Трижды будь благословенно имя Донателло! Горькая прелесть мальчишески стройных форм, природа, пронзенная болью, как молнией, все освещающей, беспокойная страстность души! Нет другого ваятеля, который бы так поразил нас образами духовного мира человека. Микелоццо, Майано, Росселино, Верроккьо, Мино да Фьезоле [103] и вы, все остальные, куда девалась тонкая и реальная прелесть, которой бы только и цвести в вашем возрасте? Щеголи итальянского барокко, что сделали вы со строгими, чистыми заветами Брунеллески [104], Альберти, Браманте? Никогда мне не станет вполне ясно, почему в Италии искусство извратилось в барокко, виртуозность, эклектизм, опустилось до Карраччи, Гвидо Рени, Бернини [105], барочных фокусников, штукатуров, парикмахеров и натуралистов, до мерзости церковной и светской, а в конце концов — до халтуры, бездарности и скуки. Я в самом деле не знаю, что говорят обо всем этом; я бродил по картинным галереям так же непрофессионально, как и по улицам, и находил прекрасное для себя, как если бы встречался с приключением. И когда я теперь, с отступом во времени, со значительными уже пробелами в памяти, стараюсь разобраться, что мне больше всего понравилось и что нет, — мне кажется, все же вела меня какая-то сила, нечто такое, что связывает раннее христианство с Джотто, древнюю античность с пластикой, например, романской, этрусков — с христианскими примитивами, а Ранний Ренессанс — с влечениями моей грешной души. Это... это... нечто очень народное, доморощенное, нечто примитивно-свежее; и во-вторых — серьезная интенсивность духа, который сосредоточенно ищет вещественную, законную форму для новых представлений. Будь наивным или будь строгим: но, как порока, как змеи, как яда ядовитого, остерегайся рутины, блеска и наслажденческого распутства чересчур утонченного искусства. Будь прост — или будь одержим совершенством формы; но есть и третий путь, вероятно — самый первый из всех: быть личностью, так, чтобы каждая частичка твоего творения говорила о себе, о своем неповторимом, глубоко внутреннем содержании. И в этом — всё. Велик аллах. Велико искусство.
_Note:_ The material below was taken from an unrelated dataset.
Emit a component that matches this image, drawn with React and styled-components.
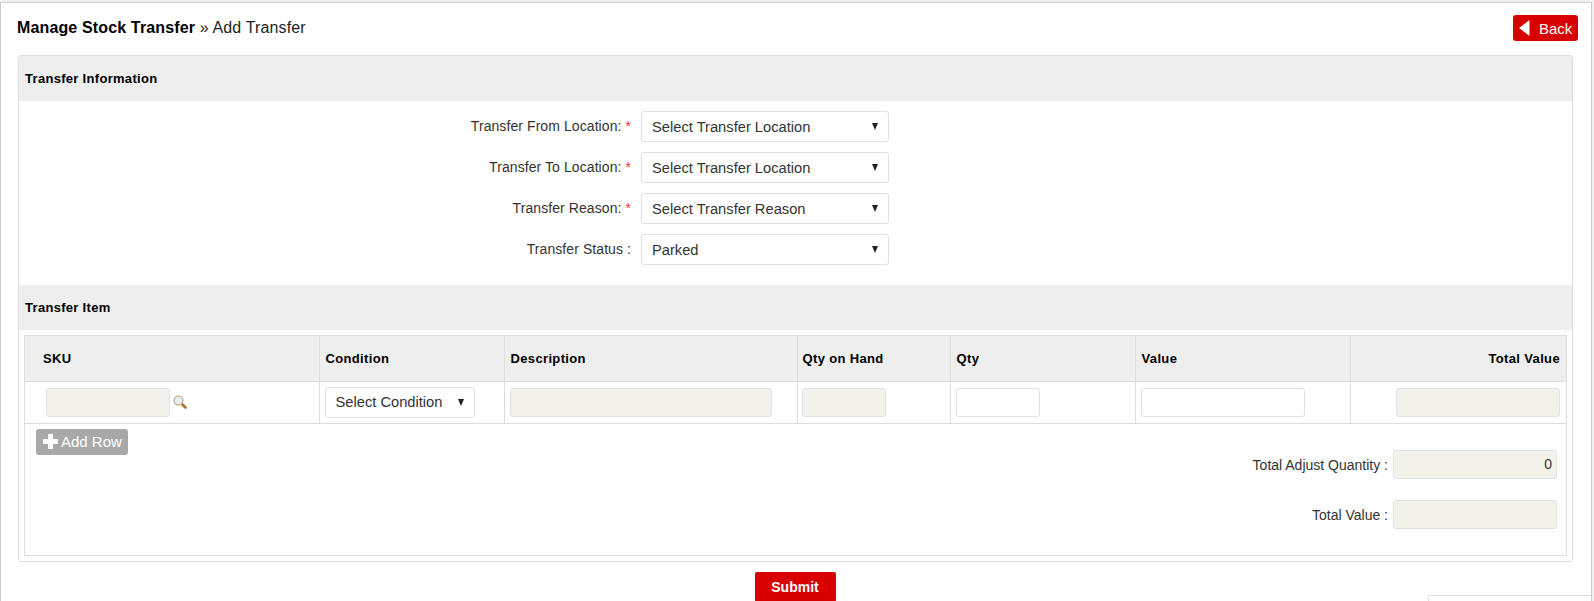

Итальянское искусство в самых лучших своих явлениях подает нам двойной пример: всегда начинать и много учиться. Начинать сначала, искать, экспериментировать, изобретать и обновлять, пробовать и решать, взвешивать возможности и дерзать; и, с другой стороны, наоборот: учиться, не щадя сил, учиться на других и на себе, подавлять порочную своеобразность, небрежность оригинальности, бесстыдные претензии быть самим собою — вот добродетели искусства этой чудесной поры цветения.